In November 2008, as then President-elect Barack Obama recited his acceptance speech before a massive audience in Chicago’s Grant Park, the television cameras scanned the crowd, stopping upon a visibly moved, openly weeping Jesse Jackson. Jackson, once a close aide of Martin Luther King Jr., was at the Lorraine Motel the night he was assassinated. In fact, he made the call to King’s wife, Coretta, to deliver the news.
What must that moment in 2008 have meant to him? We can imagine it had something to do with King’s dream: that his four children would “one day live in a nation where they [would] not be judged by the color of their skin, but by the content of their character.” In Hampton Sides’ spellbinding narrative Hellhound on His Trail, we revisit the before-and-after of that fateful evening on April 4, 1968, and are given a painstakingly complete portrait of both King and his assassin James Earl Ray.
Today our country honors King’s birth, his life, and his contributions. We have come a long way in the forty years since his death, and yet we still have miles to go. It is necessary, then, to take a look back at the events that surrounded his death — the swirl of anger, resentment, and unrest that overtook the country during the late 1960s — to better understand why a man fighting for peace and humanity met such a grisly end.
With a gripping pace that’s utterly absorbing, Sides expertly weaves together the ancillary events that played upon each other to ultimately make history. Sides has done his homework to assiduous degree. Every character and location is fully realized. The level of detail is visceral; we are transported. The book begins with the prison break of inmate 416-J and, despite a known outcome, the suspense never wavers.

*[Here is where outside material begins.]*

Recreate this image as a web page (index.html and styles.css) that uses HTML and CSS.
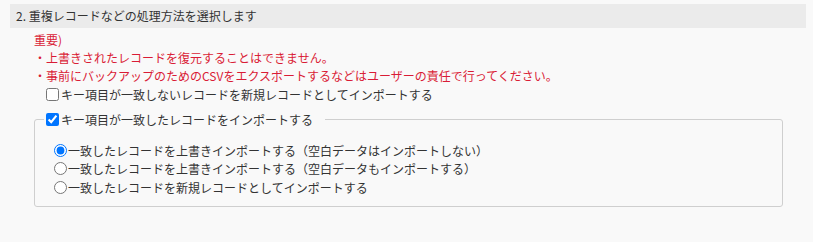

We trace the steps of a man named Eric S. Galt, described as “an oddity: a null set of stewing ambition, wiry and watchful, seemingly paranoid — and emphatically alone.” His commitment to Alabama governor and presidential-hopeful George Wallace’s “neo-Confederate” platform propels his actions as he travels from Los Angeles to Memphis. We are given background on the political situation brewing — King’s stature waning, his Poor People’s Campaign facing backlash, as well as the “cognitive dissonance” between FBI Director J. Edgar Hoover, who disliked King, and attorney general Ramsey Clark, who admired him. We also become privy to King’s own internal world. We are shown the man, rather than the icon: his fidelity issues, his physical fatigue, and his perpetual willingness to give “just one little speech.”
Sides presents a timeline of April 4 down to the minute: At 6:01 PM the assailant “wrapped his index finger around the cool metal trigger”; at 6:02 he was on the run. The police dispatcher broadcast a description of the shooter at 6:10. King entered the emergency room at 6:15. At 6:20 Jesse Jackson called Coretta. At 7:05 King was pronounced dead. What follows from there is “a manhunt that would become the largest in American history,” a sixty-five-day search for the guest in room 5B. With a nation enraptured and forensic evidence in tow, the FBI investigates lead after lead, alias after alias until, at last, they capture their man.
Skillfully and respectfully told by Sides, this story cannot be undone. But neither can King’s legacy.
Citation: Sides, Hampton. Hellhound on His Trail. New York, Anchor, 2011. Print.